Strategic Implications for Business Leadership
This episode highlights the evolving relationship between corporate leadership and the workforce in the tech industry. Traditional top-down management styles are facing resistance from a more educated and financially aware employee base. Samsung’s leadership must adapt to this new dynamic to retain top talent.
The decision to use bonuses rather than permanent salary increases is a strategic choice. It allows the company to control variable costs while addressing immediate grievances. However, if bonuses become expected rather than exceptional, they effectively turn into fixed costs. This reduces financial flexibility in future budgeting cycles.
For other multinational corporations, Samsung’s approach offers a case study in crisis management. The speed of the response and the specificity of the financial offer were key to defusing the situation. Slow or vague communications can exacerbate tensions and lead to prolonged negotiations.
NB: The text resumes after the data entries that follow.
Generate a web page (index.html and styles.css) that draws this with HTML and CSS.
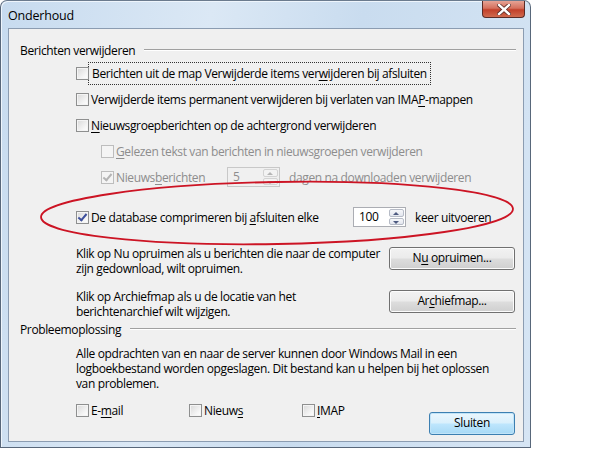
FILE: index.html
```html
<!DOCTYPE html>
<html lang="nl">
<head>
    <meta charset="UTF-8">
    <title>Onderhoud</title>
    <link rel="stylesheet" href="styles.css">
</head>
<body>
    <div class="window">
        <div class="titlebar">
            <span class="title">Onderhoud</span>
            <span class="close-btn">
                <svg width="14" height="11" viewBox="0 0 14 11"><path d="M2 1 L12 10 M12 1 L2 10" stroke="#5a2b26" stroke-width="4" stroke-linecap="square"/><path d="M2 1 L12 10 M12 1 L2 10" stroke="#fff" stroke-width="2.4" stroke-linecap="square"/></svg>
            </span>
        </div>
        <div class="client">
            <div class="group-head">
                <span>Berichten verwijderen</span>
                <span class="rule"></span>
            </div>

            <div class="row first">
                <span class="check"></span>
                <span class="focus">Berichten uit de map Verwijderde items ver<u>w</u>ijderen bij afsluiten</span>
            </div>
            <div class="row">
                <span class="check"></span>
                <span>Verwijderde items permanent verwijderen bij verlaten van IMA<u>P</u>-mappen</span>
            </div>
            <div class="row">
                <span class="check"></span>
                <span><u>N</u>ieuwsgroepberichten op de achtergrond verwijderen</span>
            </div>
            <div class="row indent disabled">
                <span class="check"></span>
                <span><u>G</u>elezen tekst van berichten in nieuwsgroepen verwijderen</span>
            </div>
            <div class="row indent disabled">
                <span class="check checked"></span>
                <span class="label-news">Nieuws<u>b</u>erichten</span>
                <span class="spin">
                    <span class="spin-value">5</span>
                    <span class="spin-btns"><span class="spin-up"></span><span class="spin-down"></span></span>
                </span>
                <span>dagen na downloaden verwijderen</span>
            </div>
            <div class="row compress">
                <span class="check checked"></span>
                <span class="label-compress">De database comprimeren bij <u>a</u>fsluiten elke</span>
                <span class="spin">
                    <span class="spin-value">100</span>
                    <span class="spin-btns"><span class="spin-up"></span><span class="spin-down"></span></span>
                </span>
                <span>keer uitvoeren</span>
            </div>

            <div class="action">
                <p>Klik op Nu opruimen als u berichten die naar de computer<br>zijn gedownload, wilt opruimen.</p>
                <span class="btn">N<u>u</u> opruimen...</span>
            </div>
            <div class="action">
                <p>Klik op Archiefmap als u de locatie van het<br>berichtenarchief wilt wijzigen.</p>
                <span class="btn">Ar<u>c</u>hiefmap...</span>
            </div>

            <div class="group-head second">
                <span>Probleemoplossing</span>
                <span class="rule"></span>
            </div>
            <p class="log-text">Alle opdrachten van en naar de server kunnen door Windows Mail in een<br>logboekbestand worden opgeslagen. Dit bestand kan u helpen bij het oplossen<br>van problemen.</p>
            <div class="bottom">
                <div class="log-checks">
                    <span class="log-item"><span class="check"></span>E-<u>m</u>ail</span>
                    <span class="log-item"><span class="check"></span>Nieuw<u>s</u></span>
                    <span class="log-item"><span class="check"></span><u>I</u>MAP</span>
                </div>
                <span class="btn default">Sluiten</span>
            </div>
        </div>
    </div>

    <svg class="annotation" width="593" height="449" viewBox="0 0 593 449">
        <ellipse cx="277" cy="213" rx="236" ry="31" fill="none" stroke="#cc1424" stroke-width="1.8" transform="rotate(-1 277 213)"/>
    </svg>
</body>
</html>
```

FILE: styles.css
```css
body {
    margin: 0;
    background: #fff;
    font-family: "Open Sans", "Noto Sans", sans-serif;
    font-size: 12px;
    letter-spacing: -0.37px;
    color: #000;
    position: relative;
    width: 593px;
    height: 449px;
    overflow: hidden;
}

u {
    text-decoration-thickness: 1px;
    text-underline-offset: 2px;
}

.window {
    box-sizing: border-box;
    width: 531px;
    height: 448px;
    padding: 0 6px 5px 7px;
    border: 1px solid #58677a;
    border-top-color: #6b7b8e;
    border-radius: 7px 7px 0 0;
    background: linear-gradient(100deg, #c7dbef 0%, #dbe8f5 35%, #c9dcef 60%, #d6e5f4 100%);
    box-shadow: inset 1px 1px 0 #eef5fc;
    display: flex;
    flex-direction: column;
}

.titlebar {
    height: 27px;
    flex-shrink: 0;
    display: flex;
    align-items: flex-start;
    justify-content: space-between;
}

.title {
    padding: 6px 0 0 0;
    font-size: 12.5px;
    letter-spacing: -0.2px;
    color: #000;
}

.close-btn {
    width: 41px;
    height: 16px;
    margin-right: -1px;
    border: 1px solid #5a2b26;
    border-top: none;
    border-radius: 0 0 4px 4px;
    background: linear-gradient(#e6a395 0%, #d5705d 45%, #c2402a 55%, #d06a4e 100%);
    display: flex;
    align-items: center;
    justify-content: center;
}

.client {
    flex: 1;
    background: #f0f0f0;
    border: 1px solid #8b9cb1;
    padding: 13px 7px 0 11px;
    display: flex;
    flex-direction: column;
}

.group-head {
    display: flex;
    align-items: center;
    height: 16px;
}

.group-head .rule {
    flex: 1;
    height: 1px;
    background: #a0a0a0;
    border-bottom: 1px solid #fff;
    margin-left: 9px;
}

.group-head.second {
    margin-top: 2px;
}

.row {
    display: flex;
    align-items: center;
    height: 26px;
    padding-left: 56px;
}

.row.first {
    margin-top: 2px;
}

.row.indent {
    padding-left: 81px;
}

.row.disabled {
    color: #8d8d8d;
}

.check {
    width: 11px;
    height: 11px;
    border: 1px solid #8e8f8f;
    background: linear-gradient(135deg, #d8d8d8 0%, #f6f6f6 70%, #fff 100%);
    box-shadow: inset 0 0 0 1px #f4f4f4;
    margin-right: 2px;
    flex-shrink: 0;
    position: relative;
}

.check.checked::after {
    content: "";
    position: absolute;
    left: 3px;
    top: 0;
    width: 3px;
    height: 7px;
    border: solid #3d4f9c;
    border-width: 0 2px 2px 0;
    transform: rotate(40deg);
}

.disabled .check {
    border-color: #bdbdbd;
    background: #f4f4f4;
}

.disabled .check.checked::after {
    border-color: #b4b4b4;
}

.focus {
    outline: 1px dotted #333;
    outline-offset: 2px;
    padding: 0 1px;
}

.label-news {
    width: 111px;
}

.spin {
    display: flex;
    width: 53px;
    height: 20px;
    border: 1px solid #abadb3;
    background: #fff;
    margin-right: 9px;
    box-sizing: border-box;
    flex-shrink: 0;
}

.disabled .spin {
    background: #f0f0f0;
    border-color: #c8c8c8;
}

.spin-value {
    flex: 1;
    padding: 1px 0 0 5px;
    line-height: 16px;
}

.spin-btns {
    width: 15px;
    display: flex;
    flex-direction: column;
    gap: 1px;
    padding: 1px;
}

.spin-up, .spin-down {
    flex: 1;
    border: 1px solid #b6bbc6;
    border-radius: 2px;
    background: linear-gradient(#f6f7fa, #e3e6ee);
    position: relative;
}

.spin-up::after, .spin-down::after {
    content: "";
    position: absolute;
    left: 3px;
    top: 2px;
    border-left: 3px solid transparent;
    border-right: 3px solid transparent;
}

.spin-up::after {
    border-bottom: 3px solid #4d5a80;
}

.spin-down::after {
    border-top: 3px solid #4d5a80;
}

.disabled .spin-up, .disabled .spin-down {
    border-color: #d3d3d3;
    background: #f3f3f3;
}

.disabled .spin-up::after {
    border-bottom-color: #b5b5b5;
}

.disabled .spin-down::after {
    border-top-color: #b5b5b5;
}

.row.compress {
    margin-top: 14px;
}

.label-compress {
    width: 262px;
}

.action {
    display: flex;
    justify-content: space-between;
    align-items: flex-start;
    padding-left: 56px;
    margin-top: 16px;
}

.action + .action {
    margin-top: 13px;
}

.action p {
    margin: 0;
    line-height: 15px;
}

.btn {
    box-sizing: border-box;
    width: 126px;
    height: 23px;
    line-height: 20px;
    text-align: center;
    border: 1px solid #707070;
    border-radius: 3px;
    background: linear-gradient(#f2f2f2 0%, #ebebeb 48%, #dddddd 52%, #cfcfcf 100%);
    box-shadow: inset 0 0 0 1px #fcfcfc;
    margin-right: 1px;
    margin-top: 1px;
}

.btn.default {
    width: 86px;
    border-color: #3c7fb1;
    background: linear-gradient(#eaf6fd 0%, #d9f0fc 48%, #bee6fd 52%, #a7d9f5 100%);
    box-shadow: inset 0 0 0 1px #c1e4f8;
    margin-top: 10px;
}

.log-text {
    margin: 9px 0 0 56px;
    line-height: 15px;
}

.bottom {
    display: flex;
    justify-content: space-between;
    align-items: flex-start;
    padding-left: 56px;
    margin-top: 11px;
}

.log-checks {
    display: flex;
}

.log-item {
    display: flex;
    align-items: center;
    width: 113px;
}

.annotation {
    position: absolute;
    left: 0;
    top: 0;
    pointer-events: none;
}
```
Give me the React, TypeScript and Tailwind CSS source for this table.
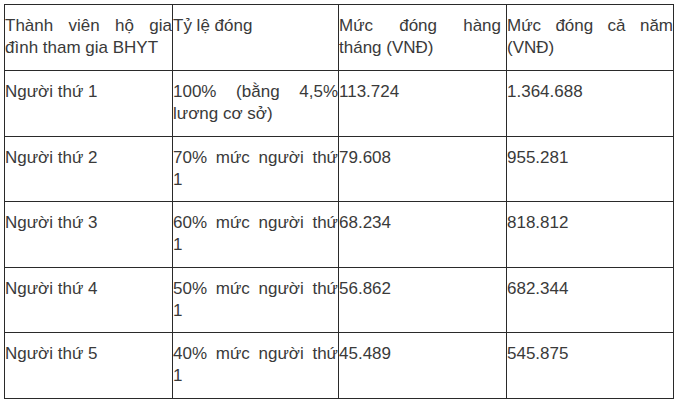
const rows = [
  ["Người thứ 1", "100% (bằng 4,5% lương cơ sở)", "113.724", "1.364.688"],
  ["Người thứ 2", "70% mức người thứ 1", "79.608", "955.281"],
  ["Người thứ 3", "60% mức người thứ 1", "68.234", "818.812"],
  ["Người thứ 4", "50% mức người thứ 1", "56.862", "682.344"],
  ["Người thứ 5", "40% mức người thứ 1", "45.489", "545.875"],
];

const cell =
  "border border-[#2a2a2a] align-top text-justify pt-[10px] pl-0 leading-[22px]";

export default function App() {
  return (
    <div className="w-[679px] h-[404px] bg-white pt-[4px] pl-[4px] font-['Liberation_Sans',Arial,sans-serif] text-[17px] text-[#3a3a3a]">
      <table className="table-fixed border-collapse w-[669px]">
        <colgroup>
          <col className="w-[168px]" />
          <col className="w-[166px]" />
          <col className="w-[168px]" />
          <col className="w-[167px]" />
        </colgroup>
        <tbody>
          <tr className="h-[66px]">
            <td className={cell + " pr-0"}>Thành viên hộ gia đình tham gia BHYT</td>
            <td className={cell + " pr-0"}>Tỷ lệ đóng</td>
            <td className={cell + " pr-[5px]"}>Mức đóng hàng tháng (VNĐ)</td>
            <td className={cell + " pr-0"}>Mức đóng cả năm (VNĐ)</td>
          </tr>
          {rows.map((r) => (
            <tr key={r[0]} className="h-[65.6px]">
              {r.map((c, i) => (
                <td key={i} className={cell + " pr-0"}>
                  {c}
                </td>
              ))}
            </tr>
          ))}
        </tbody>
      </table>
    </div>
  );
}
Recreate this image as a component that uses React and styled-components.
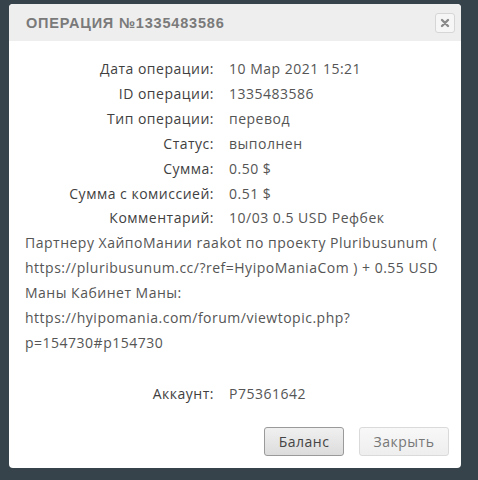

Future Outlook and Regulatory Watch
The next critical phase will be the formal negotiation of the collective bargaining agreement. The bonus deal is a stopgap measure, and the real work begins when both sides sit down to define long-term compensation structures. The outcome of these talks will determine the stability of Samsung’s labor relations for the next two to three years.
Regulators in Seoul are also watching the dispute closely. The Korean Fair Trade Commission may examine how Samsung’s labor costs affect its dominant market position in memory chips. Increased labor costs could lead to higher prices for consumers, which might trigger antitrust scrutiny.
Investors should monitor the upcoming quarterly earnings report for detailed breakdowns of labor expenses. Any indication that the AI profit-sharing dispute is worsening could lead to renewed volatility in Samsung’s stock price. The market will demand clarity on how the company plans to sustain its growth trajectory while keeping its workforce satisfied.
Watch for the official release of the new collective bargaining framework in the coming months. This document will provide the definitive answer to how Samsung intends to balance shareholder returns with employee rewards in the age of artificial intelligence.